43      Il convient toutefois de constater que ces deux motifs, d’une part, reposent sur des suppositions concernant l’incompatibilité avec le droit de l’Union des lois hongroises visées par la procédure EU Pilot en cause, alors qu’une telle appréciation ne peut pas être tenue pour avérée, ainsi que cela a été constaté au point 25 ci-dessus, et, d’autre part, consistent en des considérations générales.
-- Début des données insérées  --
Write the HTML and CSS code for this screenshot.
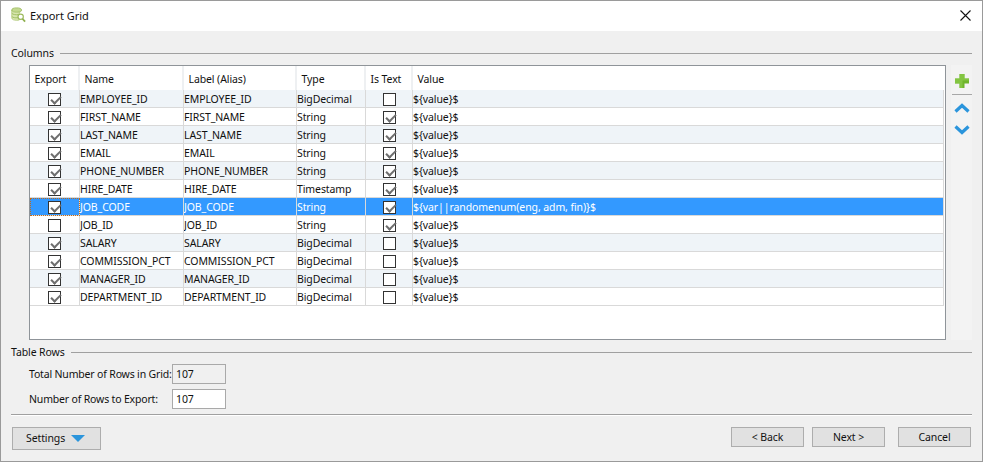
FILE: index.html
```html
<!DOCTYPE html>
<html lang="en">
<head>
<meta charset="utf-8">
<title>Export Grid</title>
<link rel="stylesheet" href="styles.css">
</head>
<body>
<div class="dialog">
  <header class="titlebar">
    <svg class="app-icon" width="16" height="16" viewBox="0 0 18 18">
      <ellipse cx="7.5" cy="3.5" rx="5.5" ry="2.5" fill="#c3d98f" stroke="#9dbb5e"/>
      <path d="M2 3.5v9c0 1.5 2.5 2.5 5.5 2.5 1 0 2-.1 3-.4V5.600c-1 .3-2 .4-3 .4C4.500 6 2 5 2 3.500z" fill="#d7e6ae" stroke="#a9c46c" stroke-width=".8"/>
      <path d="M2 7c1 1.500 5 2.300 8 1.300M2 10.500c1 1.500 4 2 7 1.500" fill="none" stroke="#9dbb5e"/>
      <circle cx="12" cy="11" r="3" fill="#fff" stroke="#9dbb5e" stroke-width="1.300"/>
      <path d="M14 13.200l3 3.300" stroke="#8fb04f" stroke-width="2"/>
    </svg>
    <span class="title">Export Grid</span>
    <svg class="close" width="11" height="11" viewBox="0 0 11 11"><path d="M.5.500l10 10M10.500.500l-10 10" stroke="#111" stroke-width="1.100" fill="none"/></svg>
  </header>

  <main class="body">
    <div class="legend legend-columns"><span>Columns</span><i class="rule"></i></div>
    <div class="columns-area">
      <div class="grid-frame">
        <table class="grid">
          <colgroup>
            <col class="c-export"><col class="c-name"><col class="c-label"><col class="c-type"><col class="c-istext"><col class="c-value">
          </colgroup>
          <thead>
            <tr><th>Export</th><th>Name</th><th>Label (Alias)</th><th>Type</th><th>Is Text</th><th>Value</th></tr>
          </thead>
          <tbody>
            <tr class="alt"><td class="chk"><span class="box on"></span></td><td>EMPLOYEE_ID</td><td>EMPLOYEE_ID</td><td>BigDecimal</td><td class="chk"><span class="box"></span></td><td>${value}$</td></tr>
            <tr><td class="chk"><span class="box on"></span></td><td>FIRST_NAME</td><td>FIRST_NAME</td><td>String</td><td class="chk"><span class="box on"></span></td><td>${value}$</td></tr>
            <tr class="alt"><td class="chk"><span class="box on"></span></td><td>LAST_NAME</td><td>LAST_NAME</td><td>String</td><td class="chk"><span class="box on"></span></td><td>${value}$</td></tr>
            <tr><td class="chk"><span class="box on"></span></td><td>EMAIL</td><td>EMAIL</td><td>String</td><td class="chk"><span class="box on"></span></td><td>${value}$</td></tr>
            <tr class="alt"><td class="chk"><span class="box on"></span></td><td>PHONE_NUMBER</td><td>PHONE_NUMBER</td><td>String</td><td class="chk"><span class="box on"></span></td><td>${value}$</td></tr>
            <tr><td class="chk"><span class="box on"></span></td><td>HIRE_DATE</td><td>HIRE_DATE</td><td>Timestamp</td><td class="chk"><span class="box on"></span></td><td>${value}$</td></tr>
            <tr class="sel"><td class="chk focus"><span class="box on"></span></td><td>JOB_CODE</td><td>JOB_CODE</td><td>String</td><td class="chk"><span class="box on"></span></td><td>${var||randomenum(eng, adm, fin)}$</td></tr>
            <tr><td class="chk"><span class="box"></span></td><td>JOB_ID</td><td>JOB_ID</td><td>String</td><td class="chk"><span class="box on"></span></td><td>${value}$</td></tr>
            <tr class="alt"><td class="chk"><span class="box on"></span></td><td>SALARY</td><td>SALARY</td><td>BigDecimal</td><td class="chk"><span class="box"></span></td><td>${value}$</td></tr>
            <tr><td class="chk"><span class="box on"></span></td><td>COMMISSION_PCT</td><td>COMMISSION_PCT</td><td>BigDecimal</td><td class="chk"><span class="box"></span></td><td>${value}$</td></tr>
            <tr class="alt"><td class="chk"><span class="box on"></span></td><td>MANAGER_ID</td><td>MANAGER_ID</td><td>BigDecimal</td><td class="chk"><span class="box"></span></td><td>${value}$</td></tr>
            <tr><td class="chk"><span class="box on"></span></td><td>DEPARTMENT_ID</td><td>DEPARTMENT_ID</td><td>BigDecimal</td><td class="chk"><span class="box"></span></td><td>${value}$</td></tr>
          </tbody>
        </table>
      </div>
      <div class="side-tools">
        <svg class="tool-plus" width="16" height="16" viewBox="0 0 16 16">
          <path d="M5.500 1h5v4.500H15v5h-4.500V15h-5v-4.500H1v-5h4.500z" fill="#6fb52c"/>
          <path d="M5.500 1h5v4.500H15v2H8.500V15h-3v-4.500H1v-5h4.500z" fill="#8ccc4a" opacity=".7"/>
        </svg>
        <i class="tool-sep"></i>
        <svg class="tool-chev" width="16" height="10" viewBox="0 0 16 10"><path d="M1.500 8.500L8 2.500l6.500 6" fill="none" stroke="#2b95dc" stroke-width="3.200"/></svg>
        <svg class="tool-chev down" width="16" height="10" viewBox="0 0 16 10"><path d="M1.500 1.500L8 7.500l6.500-6" fill="none" stroke="#2b95dc" stroke-width="3.200"/></svg>
      </div>
    </div>

    <div class="legend legend-rows"><span>Table Rows</span><i class="rule"></i></div>
    <div class="form">
      <label class="form-row"><span class="form-label">Total Number of Rows in Grid:</span><span class="field readonly">107</span></label>
      <label class="form-row"><span class="form-label">Number of Rows to Export:</span><span class="field">107</span></label>
    </div>
    <div class="divider"></div>
    <footer class="actions">
      <button class="btn settings" type="button">Settings
        <svg class="settings-arrow" width="14" height="7" viewBox="0 0 14 7"><path d="M0 0h14L7 7z" fill="#2b95dc"/></svg>
      </button>
      <div class="nav">
        <button class="btn" type="button">&lt; Back</button>
        <button class="btn" type="button">Next &gt;</button>
        <button class="btn cancel" type="button">Cancel</button>
      </div>
    </footer>
  </main>
</div>
</body>
</html>
```

FILE: styles.css
```css
* { box-sizing: border-box; }
html, body { margin: 0; padding: 0; }
body {
  width: 983px;
  height: 462px;
  overflow: hidden;
  font-family: "Noto Sans", "Liberation Sans", sans-serif;
  font-size: 10.5px;
  letter-spacing: -0.1px;
  color: #111;
  background: #f0f0f0;
}
.dialog {
  width: 983px;
  height: 462px;
  border: 1px solid #9a9a9a;
  display: flex;
  flex-direction: column;
  background: #f0f0f0;
}
.titlebar {
  height: 30px;
  flex: none;
  background: #fff;
  display: flex;
  align-items: center;
  padding: 0 11px 2px 9px;
}
.app-icon { flex: none; margin-right: 4px; }
.title { font-size: 11px; letter-spacing: 0; flex: 1; }
.body { flex: 1; display: flex; flex-direction: column; padding: 0 10px 0 10px; min-height: 0; }
.legend { display: flex; align-items: center; height: 14px; flex: none; }
.legend span { margin-right: 6px; }
.rule { flex: 1; height: 1px; background: #a0a0a0; }
.legend-columns { margin-top: 15px; }
.columns-area { display: flex; margin: 5px 0 0 18px; height: 275px; flex: none; }
.grid-frame {
  width: 917px;
  height: 275px;
  flex: none;
  border: 1px solid #8f9499;
  background: #fff;
  padding-right: 1px;
}
.grid { border-collapse: separate; border-spacing: 0; table-layout: fixed; width: 914px; }
.c-export { width: 50px; }
.c-name { width: 104px; }
.c-label { width: 113px; }
.c-type { width: 69px; }
.c-istext { width: 47px; }
.c-value { width: 531px; }
.grid th {
  height: 24px;
  font-weight: 400;
  text-align: left;
  padding: 2px 0 0 4.5px;
  background: #fff;
  border-right: 2px solid #eef0f2;
}
.grid td {
  height: 18px;
  padding: 2px 0 0 0;
  border-right: 1px solid #d9d9d9;
  border-bottom: 1px solid #d9d9d9;
  white-space: nowrap;
  overflow: hidden;
  line-height: 15px;
  vertical-align: top;
}
.grid th:last-child { border-right: 0; }
.alt td { background: #eff4f8; }
.sel td { background: #3399ff; color: #fff; }
.grid td.chk { padding: 0; }
.focus { outline: 1px dotted #c06a1a; outline-offset: -1px; }
.box {
  display: block;
  width: 13px;
  height: 13px;
  margin: 3px auto 0;
  background: #fff;
  border: 1px solid #333;
  position: relative;
}
.box.on::after {
  content: "";
  position: absolute;
  left: 2px;
  top: 2px;
  width: 8px;
  height: 4px;
  border-left: 2px solid #6e6e6e;
  border-bottom: 2px solid #6e6e6e;
  transform: rotate(-45deg);
}
.side-tools {
  width: 22px;
  margin-left: 5px;
  height: 275px;
  background: #f3f3f3;
  display: flex;
  flex-direction: column;
  align-items: center;
  padding-top: 8px;
}
.tool-sep { width: 20px; height: 1px; background: #a8a8a8; margin: 5px 0 8px; flex: none; }
.tool-chev { flex: none; }
.tool-chev.down { margin-top: 12px; }
.legend-rows { margin-top: 5px; }
.form { margin: 5px 0 0 18px; display: flex; flex-direction: column; gap: 5px; }
.form-row { display: flex; align-items: center; height: 20px; }
.form-label { width: 143px; flex: none; white-space: nowrap; letter-spacing: -0.17px; }
.field {
  width: 54px;
  height: 20px;
  border: 1px solid #a9a9a9;
  background: #fff;
  padding-left: 3px;
  line-height: 18px;
}
.field.readonly { background: #f0f0f0; }
.divider { height: 2px; margin-top: 5px; border-top: 1px solid #a0a0a0; background: #fff; flex: none; width: 961px; }
.actions { display: flex; justify-content: space-between; align-items: flex-start; margin-top: 11px; padding: 0 1px 0 1px; }
.btn {
  font: inherit;
  letter-spacing: inherit;
  color: #111;
  width: 73px;
  height: 20px;
  border: 1px solid #adadad;
  background: #e1e1e1;
  padding: 0;
}
.settings { width: 89px; height: 23px; display: flex; align-items: center; padding: 0 0 2px 13px; gap: 6px; }
.settings-arrow { margin-top: 2px; }
.nav { display: flex; gap: 8px; }
.cancel { margin-left: 5px; }
```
Il ne saurait dès lors être considéré que ces motifs correspondent à la preuve de l’existence de circonstances concrètes établissant que le principe de transparence présente, en l’espèce, une acuité particulière qui primerait les raisons justifiant le refus de divulgation des documents demandés, conformément à la jurisprudence rappelée au point 28 ci-dessus.

44      Eu égard à l’ensemble des considérations qui précèdent, il apparaît que le requérant n’a pas démontré que la divulgation des documents demandés serait justifiée par un intérêt public supérieur.

45      En conséquence, il y a lieu d’écarter le moyen unique comme étant non fondé et, dès lors, de rejeter le recours.

 Sur les dépens

46      Aux termes de l’article 134, paragraphe 1, du règlement de procédure du Tribunal, toute partie qui succombe est condamnée aux dépens, s’il est conclu en ce sens.

47      Le requérant ayant succombé en ses moyens, il y a lieu de le condamner aux dépens, conformément aux conclusions de la Commission.

48      Aux termes de l’article 138, paragraphe 1, du règlement de procédure, les États membres qui sont intervenus au litige supportent leurs propres dépens. La Hongrie supportera donc ses propres dépens.

Par ces motifs,

LE TRIBUNAL (première chambre)

déclare et arrête :

1)      Le recours est rejeté.

2)      M. Róbert Sárossy supportera ses propres dépens ainsi que ceux de la Commission européenne.

3)      La Hongrie supportera ses propres dépens.

Pelikánová

Nihoul

Svenningsen

Ainsi prononcé en audience publique à Luxembourg, le 9 octobre 2018.

Signatures


*      Langue de procédure : l’allemand.